> [REQUIREMENTS]:
Can you print the data exactly and leave out each image?

> [DATA TO PROCESS]:

____________________

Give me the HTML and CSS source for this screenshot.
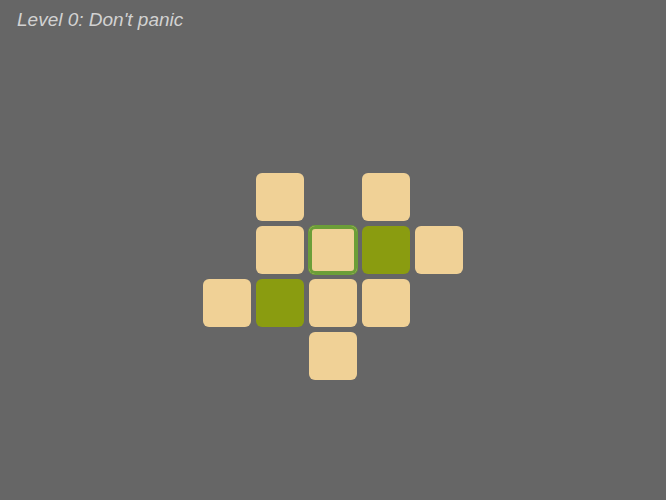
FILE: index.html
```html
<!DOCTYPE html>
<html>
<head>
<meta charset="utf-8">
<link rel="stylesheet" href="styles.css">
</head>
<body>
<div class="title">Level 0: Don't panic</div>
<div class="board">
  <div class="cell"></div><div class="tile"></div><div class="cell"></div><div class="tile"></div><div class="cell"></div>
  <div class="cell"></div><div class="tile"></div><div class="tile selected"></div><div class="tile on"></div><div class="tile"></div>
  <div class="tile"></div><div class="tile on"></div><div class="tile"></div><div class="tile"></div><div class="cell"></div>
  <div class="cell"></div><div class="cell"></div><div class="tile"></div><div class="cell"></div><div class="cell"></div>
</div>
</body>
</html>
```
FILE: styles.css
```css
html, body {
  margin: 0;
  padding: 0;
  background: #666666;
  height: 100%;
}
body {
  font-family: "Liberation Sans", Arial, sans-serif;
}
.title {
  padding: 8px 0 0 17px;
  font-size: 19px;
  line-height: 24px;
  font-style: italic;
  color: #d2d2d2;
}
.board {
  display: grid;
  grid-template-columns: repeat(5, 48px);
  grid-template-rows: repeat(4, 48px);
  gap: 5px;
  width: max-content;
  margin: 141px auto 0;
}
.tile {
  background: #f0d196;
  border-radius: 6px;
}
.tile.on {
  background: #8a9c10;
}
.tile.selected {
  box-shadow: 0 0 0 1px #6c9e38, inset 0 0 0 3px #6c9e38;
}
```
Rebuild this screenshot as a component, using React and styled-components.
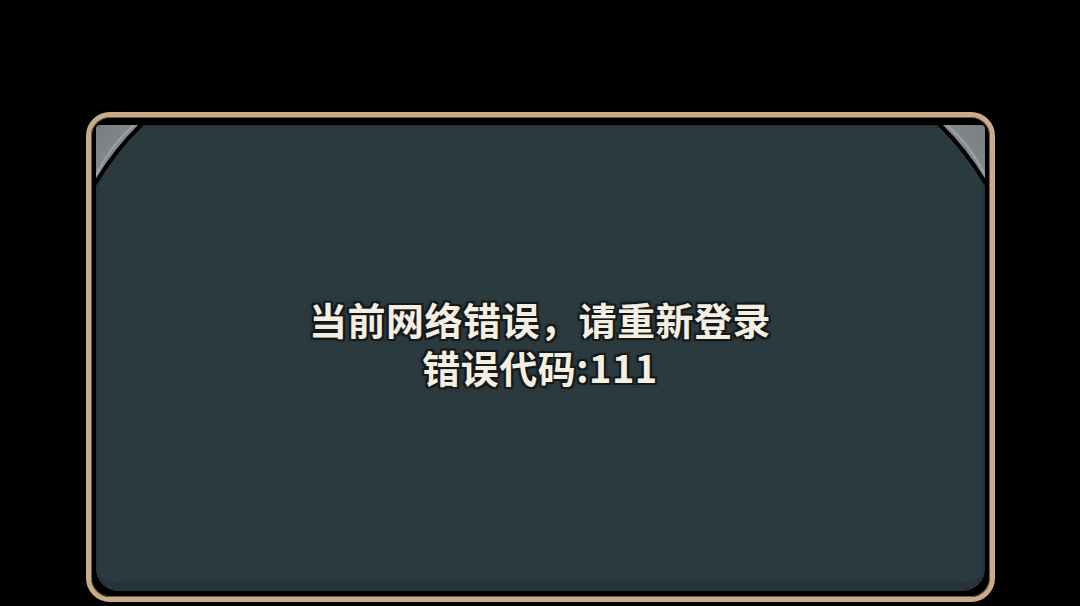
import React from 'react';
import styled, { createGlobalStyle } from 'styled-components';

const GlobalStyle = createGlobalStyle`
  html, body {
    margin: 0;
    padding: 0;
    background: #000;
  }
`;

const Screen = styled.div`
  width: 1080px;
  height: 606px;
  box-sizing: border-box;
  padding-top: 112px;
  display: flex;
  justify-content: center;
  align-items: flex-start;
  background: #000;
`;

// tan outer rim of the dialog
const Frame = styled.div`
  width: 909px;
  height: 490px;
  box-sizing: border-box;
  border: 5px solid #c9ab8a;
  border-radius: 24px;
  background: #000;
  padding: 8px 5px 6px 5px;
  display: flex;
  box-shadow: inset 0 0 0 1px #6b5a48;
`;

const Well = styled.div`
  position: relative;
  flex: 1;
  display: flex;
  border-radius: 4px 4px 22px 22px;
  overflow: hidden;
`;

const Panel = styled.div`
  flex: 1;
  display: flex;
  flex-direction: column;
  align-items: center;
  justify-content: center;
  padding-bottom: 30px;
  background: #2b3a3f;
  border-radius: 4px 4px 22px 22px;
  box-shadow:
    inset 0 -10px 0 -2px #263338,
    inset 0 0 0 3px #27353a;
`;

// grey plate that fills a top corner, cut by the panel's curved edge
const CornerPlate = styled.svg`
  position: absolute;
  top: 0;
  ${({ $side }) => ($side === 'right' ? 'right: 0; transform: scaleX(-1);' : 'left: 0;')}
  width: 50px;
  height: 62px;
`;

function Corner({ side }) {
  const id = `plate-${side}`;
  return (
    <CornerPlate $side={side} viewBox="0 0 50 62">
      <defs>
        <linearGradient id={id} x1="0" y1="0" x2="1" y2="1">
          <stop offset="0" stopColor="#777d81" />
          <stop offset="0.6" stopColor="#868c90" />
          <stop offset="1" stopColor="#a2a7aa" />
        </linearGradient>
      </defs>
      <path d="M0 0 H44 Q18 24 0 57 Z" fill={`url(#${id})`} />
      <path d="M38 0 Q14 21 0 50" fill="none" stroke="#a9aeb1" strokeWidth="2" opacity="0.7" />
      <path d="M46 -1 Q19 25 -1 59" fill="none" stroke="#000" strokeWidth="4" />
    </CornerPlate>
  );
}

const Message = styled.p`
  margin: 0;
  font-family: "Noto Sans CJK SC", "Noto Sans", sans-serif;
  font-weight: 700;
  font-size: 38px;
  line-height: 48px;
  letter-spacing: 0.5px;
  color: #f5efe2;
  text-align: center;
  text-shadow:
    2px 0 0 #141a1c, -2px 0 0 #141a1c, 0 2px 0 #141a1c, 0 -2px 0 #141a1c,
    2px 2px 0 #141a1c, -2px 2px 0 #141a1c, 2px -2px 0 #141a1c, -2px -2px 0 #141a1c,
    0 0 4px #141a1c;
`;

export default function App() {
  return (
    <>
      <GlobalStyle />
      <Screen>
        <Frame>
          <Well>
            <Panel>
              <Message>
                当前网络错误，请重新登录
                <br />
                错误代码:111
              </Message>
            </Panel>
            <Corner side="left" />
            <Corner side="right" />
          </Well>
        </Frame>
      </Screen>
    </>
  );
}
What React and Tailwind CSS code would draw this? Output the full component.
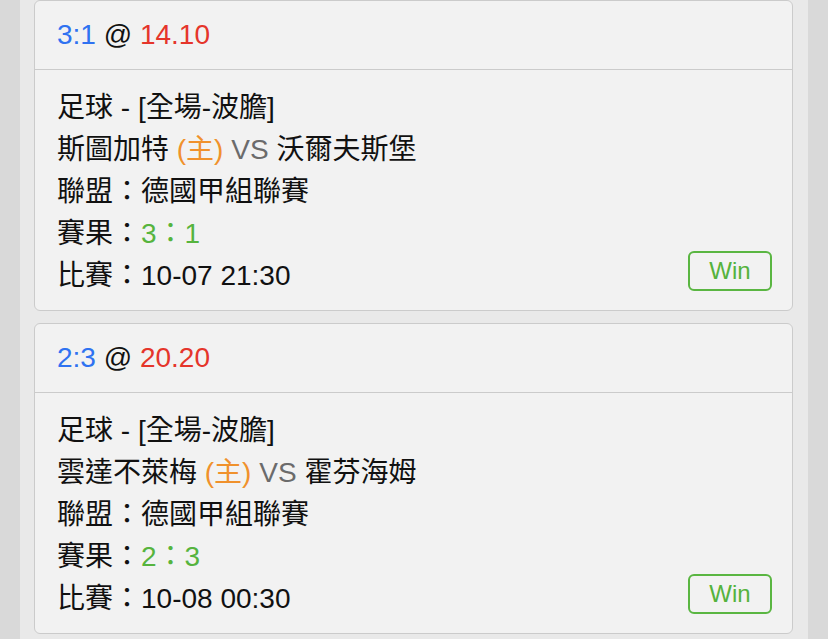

____________________

> [OUTPUT OF THE TASK]:
Give me the HTML and CSS source for this screenshot.
FILE: index.html
```html
<!DOCTYPE html>
<html>
<head>
<meta charset="utf-8">
<link rel="stylesheet" href="styles.css">
</head>
<body>
<div class="title">Level 0: Don't panic</div>
<div class="board">
  <div class="cell"></div><div class="tile"></div><div class="cell"></div><div class="tile"></div><div class="cell"></div>
  <div class="cell"></div><div class="tile"></div><div class="tile selected"></div><div class="tile on"></div><div class="tile"></div>
  <div class="tile"></div><div class="tile on"></div><div class="tile"></div><div class="tile"></div><div class="cell"></div>
  <div class="cell"></div><div class="cell"></div><div class="tile"></div><div class="cell"></div><div class="cell"></div>
</div>
</body>
</html>
```
FILE: styles.css
```css
html, body {
  margin: 0;
  padding: 0;
  background: #666666;
  height: 100%;
}
body {
  font-family: "Liberation Sans", Arial, sans-serif;
}
.title {
  padding: 8px 0 0 17px;
  font-size: 19px;
  line-height: 24px;
  font-style: italic;
  color: #d2d2d2;
}
.board {
  display: grid;
  grid-template-columns: repeat(5, 48px);
  grid-template-rows: repeat(4, 48px);
  gap: 5px;
  width: max-content;
  margin: 141px auto 0;
}
.tile {
  background: #f0d196;
  border-radius: 6px;
}
.tile.on {
  background: #8a9c10;
}
.tile.selected {
  box-shadow: 0 0 0 1px #6c9e38, inset 0 0 0 3px #6c9e38;
}
```
Rebuild this screenshot as a component, using React and styled-components.
import React from 'react';
import styled, { createGlobalStyle } from 'styled-components';

const GlobalStyle = createGlobalStyle`
  html, body {
    margin: 0;
    padding: 0;
    background: #000;
  }
`;

const Screen = styled.div`
  width: 1080px;
  height: 606px;
  box-sizing: border-box;
  padding-top: 112px;
  display: flex;
  justify-content: center;
  align-items: flex-start;
  background: #000;
`;

// tan outer rim of the dialog
const Frame = styled.div`
  width: 909px;
  height: 490px;
  box-sizing: border-box;
  border: 5px solid #c9ab8a;
  border-radius: 24px;
  background: #000;
  padding: 8px 5px 6px 5px;
  display: flex;
  box-shadow: inset 0 0 0 1px #6b5a48;
`;

const Well = styled.div`
  position: relative;
  flex: 1;
  display: flex;
  border-radius: 4px 4px 22px 22px;
  overflow: hidden;
`;

const Panel = styled.div`
  flex: 1;
  display: flex;
  flex-direction: column;
  align-items: center;
  justify-content: center;
  padding-bottom: 30px;
  background: #2b3a3f;
  border-radius: 4px 4px 22px 22px;
  box-shadow:
    inset 0 -10px 0 -2px #263338,
    inset 0 0 0 3px #27353a;
`;

// grey plate that fills a top corner, cut by the panel's curved edge
const CornerPlate = styled.svg`
  position: absolute;
  top: 0;
  ${({ $side }) => ($side === 'right' ? 'right: 0; transform: scaleX(-1);' : 'left: 0;')}
  width: 50px;
  height: 62px;
`;

function Corner({ side }) {
  const id = `plate-${side}`;
  return (
    <CornerPlate $side={side} viewBox="0 0 50 62">
      <defs>
        <linearGradient id={id} x1="0" y1="0" x2="1" y2="1">
          <stop offset="0" stopColor="#777d81" />
          <stop offset="0.6" stopColor="#868c90" />
          <stop offset="1" stopColor="#a2a7aa" />
        </linearGradient>
      </defs>
      <path d="M0 0 H44 Q18 24 0 57 Z" fill={`url(#${id})`} />
      <path d="M38 0 Q14 21 0 50" fill="none" stroke="#a9aeb1" strokeWidth="2" opacity="0.7" />
      <path d="M46 -1 Q19 25 -1 59" fill="none" stroke="#000" strokeWidth="4" />
    </CornerPlate>
  );
}

const Message = styled.p`
  margin: 0;
  font-family: "Noto Sans CJK SC", "Noto Sans", sans-serif;
  font-weight: 700;
  font-size: 38px;
  line-height: 48px;
  letter-spacing: 0.5px;
  color: #f5efe2;
  text-align: center;
  text-shadow:
    2px 0 0 #141a1c, -2px 0 0 #141a1c, 0 2px 0 #141a1c, 0 -2px 0 #141a1c,
    2px 2px 0 #141a1c, -2px 2px 0 #141a1c, 2px -2px 0 #141a1c, -2px -2px 0 #141a1c,
    0 0 4px #141a1c;
`;

export default function App() {
  return (
    <>
      <GlobalStyle />
      <Screen>
        <Frame>
          <Well>
            <Panel>
              <Message>
                当前网络错误，请重新登录
                <br />
                错误代码:111
              </Message>
            </Panel>
            <Corner side="left" />
            <Corner side="right" />
          </Well>
        </Frame>
      </Screen>
    </>
  );
}
What React and Tailwind CSS code would draw this? Output the full component.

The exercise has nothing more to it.